SLEEPLESS: A    MUSICAL at the Troubadour Theatre, Wembley Park, London (until 27 September. Box office: 0844 815 4865).

We are still not quite at the point of major theatres opening again.  While there have been a number of open-air performances around the county, there have been no big shows in indoor theatres until now. But with great excitement and eager anticipation I attended the press night.

As it is the first time I have been inside a theatre since early March, it would have to be a pretty bad show for me to not enjoy it! And this show is far from a disappointment.

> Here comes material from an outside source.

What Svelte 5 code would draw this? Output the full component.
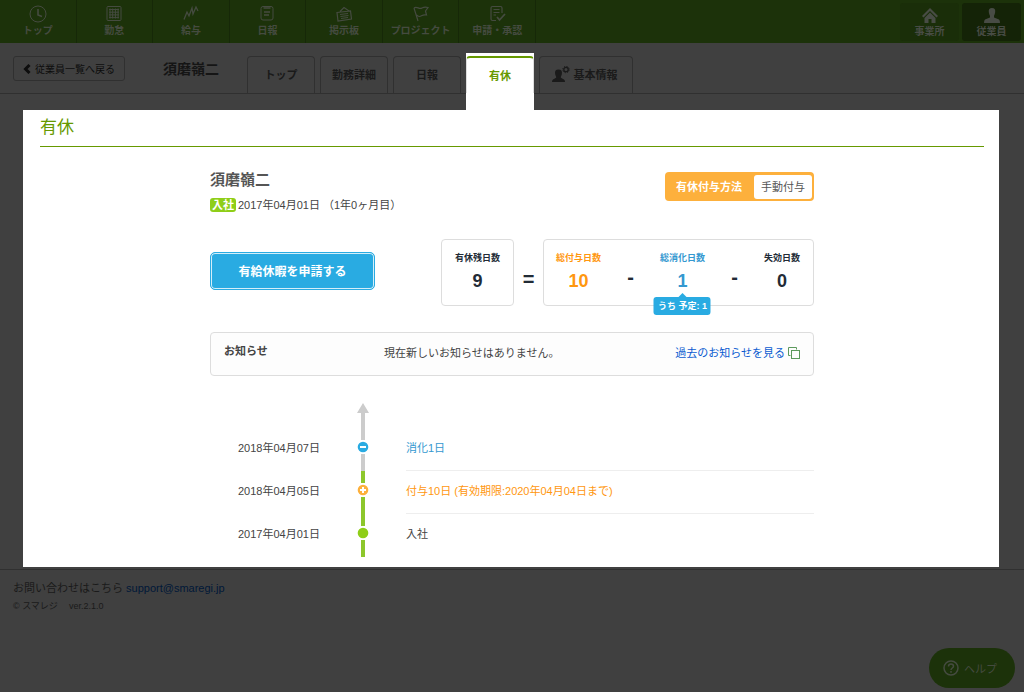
<script lang="ts">
  const navItems = [
    { label: "トップ", icon: "clock" },
    { label: "勤怠", icon: "grid" },
    { label: "給与", icon: "chart" },
    { label: "日報", icon: "report" },
    { label: "掲示板", icon: "board" },
    { label: "プロジェクト", icon: "flag" },
    { label: "申請・承認", icon: "approve" },
  ];

  const tabs = ["トップ", "勤務詳細", "日報", "有休", "基本情報"];
  const activeTab = "有休";

  const totals = [
    { label: "総付与日数", value: 10, kind: "grant" },
    { label: "総消化日数", value: 1, kind: "used", planned: 1 },
    { label: "失効日数", value: 0, kind: "expired" },
  ];

  const history = [
    { date: "2018年04月07日", text: "消化1日", kind: "used" },
    { date: "2018年04月05日", text: "付与10日 (有効期限:2020年04月04日まで)", kind: "grant" },
    { date: "2017年04月01日", text: "入社", kind: "joined" },
  ];
</script>

<header class="global-header">
  <nav class="global-nav">
    {#each navItems as item}
      <a class="nav-item" href="#{item.icon}">
        <svg class="nav-icon" viewBox="0 0 18 18" width="18" height="18">
          {#if item.icon === "clock"}
            <circle cx="9" cy="9" r="8" />
            <path d="M9 4v6l4 1.500" stroke-width="1.6" />
          {:else if item.icon === "grid"}
            <rect x="2" y="1.500" width="14" height="14" rx="1" />
            <path d="M4 4.500h10M4 7.200h10M4 9.900h10M4 12.600h10M5 3.500v10M7.700 3.500v10M10.400 3.500v10M13.100 3.500v10" />
          {:else if item.icon === "chart"}
            <path d="M2 14.500L5 7l2 4 3-8 1 6 3-7 2 4" stroke-width="1.3" />
          {:else if item.icon === "report"}
            <rect x="3" y="1.500" width="12" height="13.500" rx="2" />
            <path d="M5.500 3h7M6 7h6M6 10h5" stroke-width="1.5" />
          {:else if item.icon === "board"}
            <path d="M2 7.500l13.500-1.500 1 8L3 16zM5 6.500l4-4 5 3.500M5 9.500l8-1M5.500 11.500l8-1M6 13.500l7-1" stroke-width="1.2" />
          {:else if item.icon === "flag"}
            <path d="M2 3l4 13M2 3c3-2.500 5 2 8 0 2-1 4-1 6-.5l-2.500 3.500 1 4c-4-1-5 1.500-7 1.500-1.500 0-2-1-3-1.500" stroke-width="1.2" />
          {:else}
            <path d="M14 8V3q0-1.500-1.500-1.500h-8Q3 1.500 3 3v11q0 1.500 1.500 1.500H8M5.500 4.500h6M5.500 7.500h6M5.500 10H8" stroke-width="1.2" />
            <path d="M9 12l2.500 3 5.500-6" stroke-width="1.8" />
          {/if}
        </svg>
        <span>{item.label}</span>
      </a>
    {/each}
  </nav>
  <div class="mode-switch">
    <button class="mode">
      <svg viewBox="0 0 16 15" width="16" height="15">
        <path d="M8 0L0 8l1.500 1.500L8 3l6.500 6.500L16 8z" />
        <path d="M8 4.500L2.500 10v5h4v-4h3v4h4v-5z" />
      </svg>
      <span>事業所</span>
    </button>
    <button class="mode current">
      <svg viewBox="0 0 16 15" width="16" height="15">
        <path d="M8 0c2.500 0 3.500 1.500 3.200 4-.2 2-1 3-1.200 4v1.500l5 2q1 .5 1 3.500H0q0-3 1-3.500l5-2V8c-.2-1-1-2-1.200-4C4.500 1.500 5.500 0 8 0z" />
      </svg>
      <span>従業員</span>
    </button>
  </div>
</header>

<div class="sub-header">
  <button class="back">
    <svg viewBox="0 0 8 10" width="8" height="10"><path d="M6.500 1l-4 4 4 4" /></svg>
    従業員一覧へ戻る
  </button>
  <strong class="employee">須磨嶺二</strong>
  <nav class="tabs">
    {#each tabs as tab}
      <div class="tab-cell" class:active={tab === activeTab}>
        <a class="tab" class:wide={tab === "基本情報"} href="#{tab}">
          {#if tab === "基本情報"}
            <svg viewBox="0 0 18 18" width="18" height="18">
              <path d="M6.500 3.500c2.800 0 3.800 1.500 3.400 4.200-.2 1.500-.8 2.300-1 3.100v1l3.100 1.700q1 .5 1 2.500H0q0-2 1-2.500l3.100-1.700v-1c-.2-.8-.8-1.600-1-3.100-.4-2.700.6-4.200 3.400-4.200z" fill="currentColor" />
              <circle cx="14" cy="3.500" r="2.200" fill="none" stroke="currentColor" stroke-width="1.300" />
              <circle cx="14" cy="3.500" r="3.200" fill="none" stroke="currentColor" stroke-width="1" stroke-dasharray="1.257 1.257" />
            </svg>
          {/if}
          {tab}
        </a>
      </div>
    {/each}
  </nav>
</div>

<main class="panel">
  <h1>有休</h1>
  <div class="content">
    <div class="profile">
      <div>
        <h2>須磨嶺二</h2>
        <p class="hired"><span class="badge">入社</span>2017年04月01日 （1年0ヶ月目）</p>
      </div>
      <div class="method">
        <strong>有休付与方法</strong>
        <span>手動付与</span>
      </div>
    </div>

    <div class="summary">
      <button class="apply">有給休暇を申請する</button>
      <div class="formula">
        <div class="box">
          <div class="count">
            <span class="label">有休残日数</span>
            <span class="value">9</span>
          </div>
        </div>
        <span class="equal">=</span>
        <div class="box totals">
          {#each totals as total, i}
            {#if i > 0}<span class="minus">-</span>{/if}
            <div class="count {total.kind}">
              <span class="label">{total.label}</span>
              <span class="value">{total.value}</span>
              {#if total.planned}
                <span class="planned">うち 予定: {total.planned}</span>
              {/if}
            </div>
          {/each}
        </div>
      </div>
    </div>

    <section class="notice">
      <h3>お知らせ</h3>
      <p>現在新しいお知らせはありません。</p>
      <a href="#notices">
        過去のお知らせを見る
        <svg viewBox="0 0 12 12" width="12" height="12">
          <path d="M2.500 8.500h-2v-8h8v2" />
          <rect x="3.500" y="3.500" width="8" height="8" />
        </svg>
      </a>
    </section>

    <div class="timeline">
      <svg class="arrow" viewBox="0 0 12 25" width="12" height="25">
        <path d="M6 0l6 10H8v15H4V10H0z" />
      </svg>
      <ol>
        {#each history as entry}
          <li class={entry.kind}>
            <time>{entry.date}</time>
            <div class="axis">
              <svg viewBox="0 0 12 14" width="12" height="14">
                <circle cx="6" cy="7" r="5.300" />
                {#if entry.kind !== "joined"}<path d="M3 7h6" />{/if}
                {#if entry.kind === "grant"}<path d="M6 4v6" />{/if}
              </svg>
            </div>
            <p>{entry.text}</p>
          </li>
        {/each}
      </ol>
    </div>
  </div>
</main>

<footer>
  <p>お問い合わせはこちら <a href="mailto:support@smaregi.jp">support@smaregi.jp</a></p>
  <p class="version"><span>© スマレジ</span><span>ver.2.1.0</span></p>
</footer>

<button class="help">
  <svg viewBox="0 0 16 16" width="16" height="16">
    <circle cx="8" cy="8" r="7" />
    <path d="M5.500 6.500c0-3.500 5-3.200 5-.3 0 1.800-2.500 1.800-2.500 3.800M8 11v1.800" />
  </svg>
  ヘルプ
</button>

<style>
  :global(body) {
    background: #404040;
    color: #444;
    font: 11px/20px "Liberation Sans", "Noto Sans CJK JP", sans-serif;
  }

  h1, h2, h3, p, ol {
    margin: 0;
    padding: 0;
    font-size: 11px;
  }

  a {
    text-decoration: none;
  }

  button {
    font-family: inherit;
    cursor: pointer;
  }

  svg {
    flex: none;
  }

  .global-header {
    display: flex;
    justify-content: space-between;
    height: 43px;
    background: #1c320a;
  }

  .global-nav {
    display: grid;
    grid-template-columns: repeat(7, 1fr);
    width: 536px;
  }

  .nav-item {
    display: flex;
    flex-direction: column;
    align-items: center;
    padding-top: 5px;
    border-right: 1px solid #162808;
    color: #454b40;
    font-size: 10px;
    font-weight: 700;
    line-height: 16px;
  }

  .nav-icon {
    fill: none;
    stroke: currentColor;
    stroke-width: 1;
  }

  .mode-switch {
    display: flex;
    gap: 3px;
    padding: 3px 3px 2px 0;
  }

  .mode {
    display: flex;
    flex-direction: column;
    align-items: center;
    width: 59px;
    padding: 5px 0 0;
    border: 0;
    border-radius: 3px;
    background: #1a2e09;
    color: #484c45;
    font-size: 10px;
    font-weight: 700;
    line-height: 18px;
  }

  .mode.current {
    background: #142307;
  }

  .mode svg {
    fill: currentColor;
  }

  .sub-header {
    display: flex;
    align-items: flex-start;
    height: 50px;
    padding-left: 13px;
    border-bottom: 1px solid #303030;
  }

  .back {
    display: flex;
    align-items: center;
    justify-content: center;
    gap: 4px;
    width: 112px;
    height: 25px;
    margin: 13px 38px 0 0;
    padding: 0;
    border: 1px solid #303030;
    border-radius: 3px;
    background: #404040;
    color: #0d0d0d;
    font-size: 10px;
    white-space: nowrap;
  }

  .back svg {
    fill: none;
    stroke: currentColor;
    stroke-width: 3;
  }

  .employee {
    width: 56px;
    margin: 16px 28px 0 0;
    color: #151515;
    font-size: 14px;
    white-space: nowrap;
  }

  .tabs {
    display: flex;
    gap: 5px;
    height: 50px;
  }

  .tab-cell {
    padding-top: 13px;
  }

  .tab {
    display: flex;
    align-items: center;
    justify-content: center;
    gap: 4px;
    box-sizing: border-box;
    width: 68px;
    height: 37px;
    border: 1px solid #303030;
    border-bottom: 0;
    border-radius: 4px 4px 0 0;
    color: #1a1a1a;
    font-weight: 700;
    white-space: nowrap;
  }

  .tab.wide {
    width: 94px;
    padding-right: 3px;
  }

  /* the highlighted tab is joined to the panel below */
  .tab-cell.active {
    height: 54px;
    margin-top: 10px;
    padding-top: 3px;
    background: #fff;
  }

  .active .tab {
    border-color: #ddd;
    border-top: 2px solid #690;
    color: #690;
  }

  .panel {
    margin: 16px 25px 0 23px;
    padding: 4px 15px 10px 17px;
    background: #fff;
  }

  h1 {
    padding-bottom: 5px;
    border-bottom: 1px solid #690;
    color: #690;
    font-size: 17px;
    font-weight: 400;
    line-height: 27px;
  }

  .content {
    max-width: 604px;
    margin: 0 auto;
    padding-top: 23px;
  }

  .profile {
    display: flex;
    justify-content: space-between;
    align-items: flex-start;
  }

  h2 {
    color: #555;
    font-size: 15px;
  }

  .hired {
    padding-top: 5px;
  }

  .badge {
    display: inline-block;
    margin-right: 2px;
    padding: 0 2px;
    border-radius: 3px;
    background: #8fce18;
    color: #fff;
    font-weight: 700;
    line-height: 14px;
  }

  .method {
    display: flex;
    align-items: center;
    gap: 12px;
    height: 29px;
    margin-top: 2px;
    padding: 0 2px 0 11px;
    border-radius: 4px;
    background: #fdb03c;
    box-sizing: border-box;
  }

  .method strong {
    color: #fff;
  }

  .method span {
    padding: 2px 7px;
    border-radius: 3px;
    background: #fff;
    color: #555;
  }

  .summary {
    display: flex;
    justify-content: space-between;
    align-items: center;
    margin-top: 24px;
  }

  .apply {
    width: 165px;
    height: 38px;
    margin-bottom: 3px;
    padding: 0 0 2px;
    border: 1px solid #29abe2;
    border-radius: 5px;
    background: #29abe2;
    box-shadow: inset 0 0 0 1px #d4eef9;
    color: #fff;
    font-size: 12px;
    font-weight: 700;
  }

  .formula {
    display: flex;
  }

  .box {
    box-sizing: border-box;
    height: 67px;
    padding: 9px 13px;
    border: 1px solid #ddd;
    border-radius: 4px;
    color: #222b36;
  }

  .totals {
    display: flex;
    justify-content: space-between;
    width: 271px;
    padding: 9px 13px 9px 12px;
  }

  .count {
    position: relative;
    display: flex;
    flex-direction: column;
    align-items: center;
    font-weight: 700;
    white-space: nowrap;
  }

  .label {
    font-size: 9px;
    line-height: 18px;
  }

  .value {
    font-size: 18px;
    line-height: 28px;
  }

  .count.grant,
  .grant p {
    color: #ff9710;
  }

  .count.used,
  .used p {
    color: #3498d0;
  }

  .equal {
    width: 29px;
    padding-top: 30px;
    color: #222b36;
    font-size: 20px;
    font-weight: 700;
    text-align: center;
  }

  .minus {
    padding-top: 18px;
    font-size: 20px;
    font-weight: 700;
  }

  .planned {
    position: absolute;
    top: 48px;
    left: 50%;
    padding: 0 4px;
    border-radius: 3px;
    background: #29abe2;
    color: #fff;
    font-size: 9px;
    font-weight: 700;
    line-height: 18px;
    transform: translateX(-50%);
  }

  .planned::before {
    content: "";
    position: absolute;
    top: -4px;
    left: 50%;
    margin-left: -4px;
    border: 4px solid transparent;
    border-top: 0;
    border-bottom-color: #29abe2;
  }

  .notice {
    display: flex;
    margin-top: 26px;
    padding: 8px 13px 12px;
    border: 1px solid #ddd;
    border-radius: 4px;
    background: #fdfdfd;
  }

  .notice h3 {
    width: 160px;
  }

  .notice p,
  .notice a {
    padding-top: 2px;
  }

  .notice p {
    flex: 1;
  }

  .notice a {
    display: flex;
    align-items: center;
    gap: 3px;
    color: #0a5bd0;
  }

  .notice svg {
    fill: none;
    stroke: #5c9a5c;
  }

  .timeline {
    padding-top: 27px;
  }

  .arrow {
    display: block;
    margin-left: 147px;
    fill: #ccc;
  }

  ol {
    list-style: none;
  }

  li {
    display: grid;
    grid-template-columns: 119px 12px 1fr;
    height: 43px;
    padding-left: 28px;
  }

  time {
    padding-top: 10px;
  }

  .axis {
    display: flex;
    flex-direction: column;
    align-items: center;
  }

  .axis::before,
  .axis::after {
    content: "";
    width: 4px;
    height: 12px;
    background: #8dc72c;
  }

  .axis::after {
    flex: 1;
  }

  .used .axis::before,
  .used .axis::after {
    background: #ccc;
  }

  .axis svg {
    fill: #8fce18;
  }

  .used svg {
    fill: #29abe2;
  }

  .grant svg {
    fill: #fdb03c;
  }

  .axis path {
    stroke: #fff;
    stroke-width: 2;
  }

  li p {
    margin-left: 37px;
    padding-top: 10px;
    border-bottom: 1px solid #eee;
  }

  li:last-child p {
    border-bottom: 0;
  }

  footer {
    margin-top: 2px;
    padding: 8px 13px;
    border-top: 1px solid #303030;
    color: #1a1a1a;
  }

  footer a {
    color: #001838;
  }

  .version {
    display: flex;
    gap: 11px;
    font-size: 9px;
    line-height: 16px;
  }

  .help {
    position: fixed;
    right: 9px;
    bottom: 4px;
    display: flex;
    align-items: center;
    justify-content: center;
    gap: 5px;
    width: 86px;
    height: 40px;
    padding: 0 4px 0 0;
    border: 0;
    border-radius: 20px;
    background: #1c320a;
    color: #454b40;
    font-size: 11px;
  }

  .help svg {
    fill: none;
    stroke: currentColor;
    stroke-width: 1.5;
  }
</style>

The theatre was very welcoming.  No queuing as we entered the auditorium. A simple temperature check and click of the mobile phone to register contact details and we are in the large foyer. Proceeding to the bar to collect our pre-ordered pre-show drinks, we were able to sit at a table nicely distanced from others.

Gently shown to our seats by a charming usher, everyone is seated with nobody either side of their group and nobody in the row behind. With every member of the audience wearing a mask, we felt absolutely safe. Where in the past the theatre looked like a vast hanger, it now seems perfectly suited to the present conditions. Although it has a capacity of 1,200, only 400 seats are in use with this show. The cast and crew are tested daily and they, too, are safe.With a well-behaved audience willing the performance to work, we were surrounded by warm vibes and able to relax and enjoy the show! 

And now for the production itself… Sleepless: A Musical Romance is based very closely on the sweet Nora Ephron 1993 film, Sleepless in Seattle, which starred Tom Hanks and Meg Ryan as the pair of lovers who don’t actually come together until the end of the movie. In fact, the plot of the musical fits in extremely well with social distancing.

10-year-old Jonah (played on press night by Jobe Hart) feels sorry for his architect father who remains not only sad but fairly inactive following the death of his wife a year earlier.  Jonah phones in to a night-time show in their home town of Seattle and tells the agony aunt all about his father.  Getting his dad, Sam (Jay McGuiness) to the phone is tricky, but Jonah manages it. Listening in is journalist Annie (Kimberley Walsh) in Baltimore.  She is very moved by Sam’s description of his bereavement and determines to find him.  Following his radio interview, Sam receives lots of letters from love-struck females and he becomes known as ‘Sleepless in Seattle.’

Although Annie has a long-term boyfriend, Walter (Daniel Casey) – with the intervention of Jonah – she arranges to meet Sam at the top of the Empire State Building.  It’s a charming, romantic story which has now been set to music.  While the songs are fairly run-of-the mill, they are put across nicely by the whole cast.  McGuiness and Walsh sing pleasantly and manage to portray the essence of their characters without any great dramatic range. As they have both performed well on Strictly Come Dancing it is a pity not to see them dance in this show.

Jobe Hart was delightful as Sam’s son and there is a show-stopping dance by him and Sam’s friend, Rob (Cory English).  Harriet Thorpe sings her songs particularly well and the whole cast perform in a most lively manner.

The 12-member band provide lively music and the show is so expertly directed by Morgan Young that the audience has no feeling that there is any special accommodation being made for the present day special circumstances.  A very attractive set revolves smartly to reveal the different venues.

I don’t know whether we were there for the theatre or the show; I guess in this case it was both! Do gather your groups and go to see this.  If you are not able to visit in the very near future, then you will have another chance as the show will be put on in a West End theatre in the Spring.